Salvatore Arancio's extraordinary polychromatic glazes bring a sci-fi lustre to his biomorphic ceramics. Alice Channer's extruded forms that rise in space or spread across the floor use metals and plastics to mimic animal skins or geological structures. Amy Stephens' poetic combinations of metal and wood, rock and plastic hover between geometric abstraction and still life. While Jonathan Trayte's neon lit tropical ensembles use the eye-popping colours and shapes of 1950s design to create plant forms and imaginary landscapes.The intense monochromatic abstracts of painter Diane Howse echo mountains and skyscapes that brood on the edge of the sublime. Dan Perfect's canvases are like energy fields of light, colour, line and form; like mirages of alien landscapes they are also edged with darkness.

With brushstrokes that mirror the action of water on stone and interlocking fields of pastels which echo the palette and perspectives of wilderness, Andreas Eriksson's paintings evoke the slow time of geology.

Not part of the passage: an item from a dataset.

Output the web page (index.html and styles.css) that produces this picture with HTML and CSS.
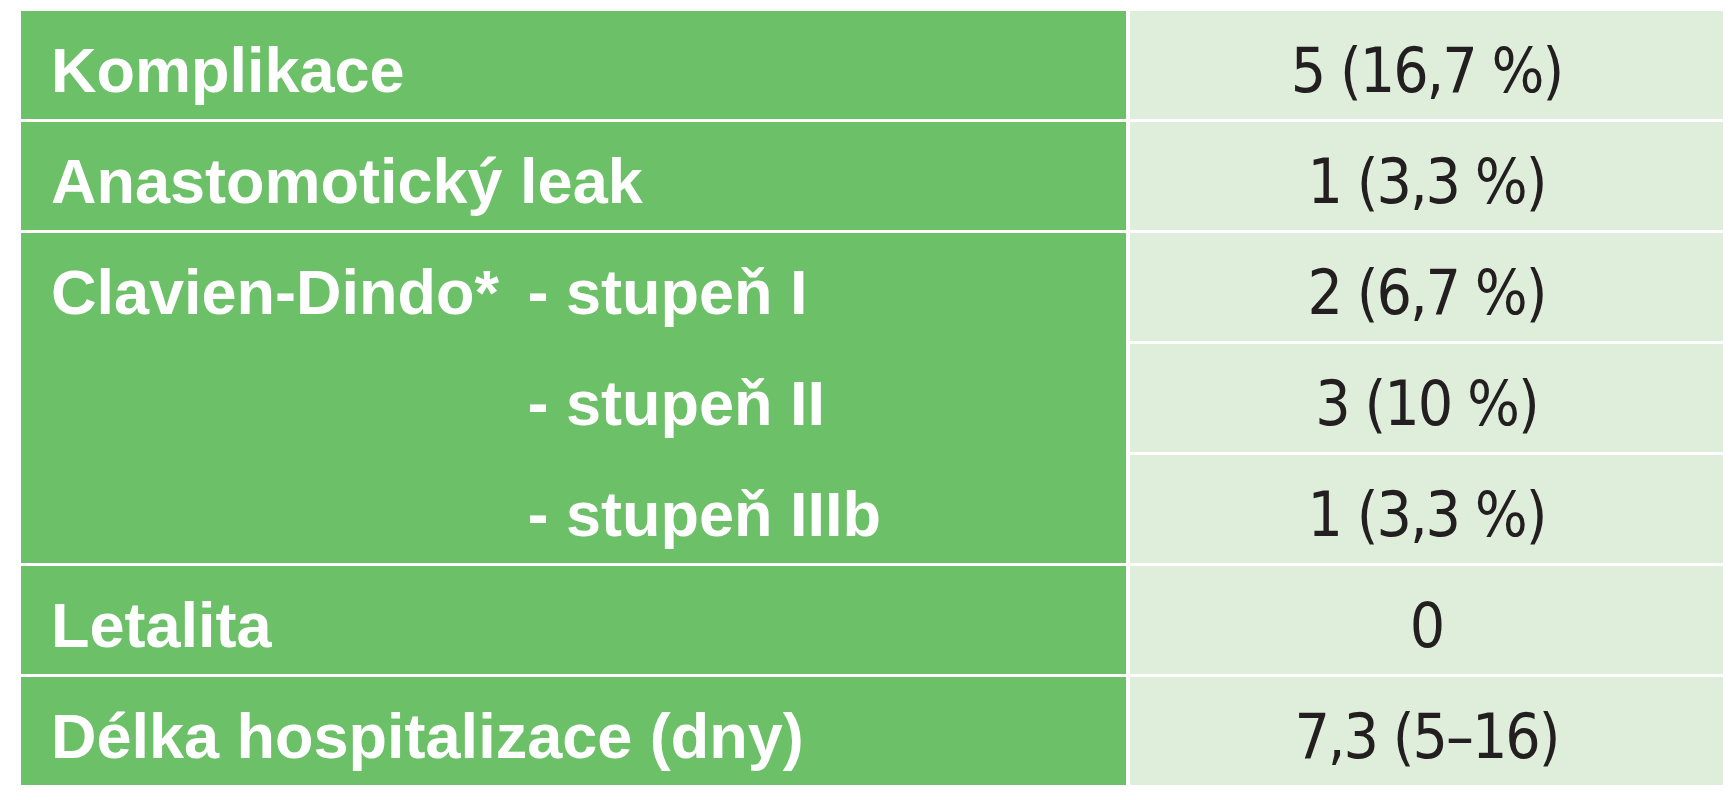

The aesthetic cosmos of the digital shrinks the world into a screen and then expands it into infinity. Colours are luminous, hallucinogenic; form is animated and mutable; figure ground relations are over-turned as perspectives may be aerial, subterranean or kaleidoscopic. The screen is a portal onto a vast library of knowledge but also of exploitation, extraction and barbarity, exposing the darker regions of human consciousness. These abstract sculptures and paintings create a vital link between an artificial world of the imagination and the tactile and material qualities of the natural world.

Psychotropics is curated by Iwona Blazwick, Director of the Whitechapel Gallery and curator, writer and broadcaster.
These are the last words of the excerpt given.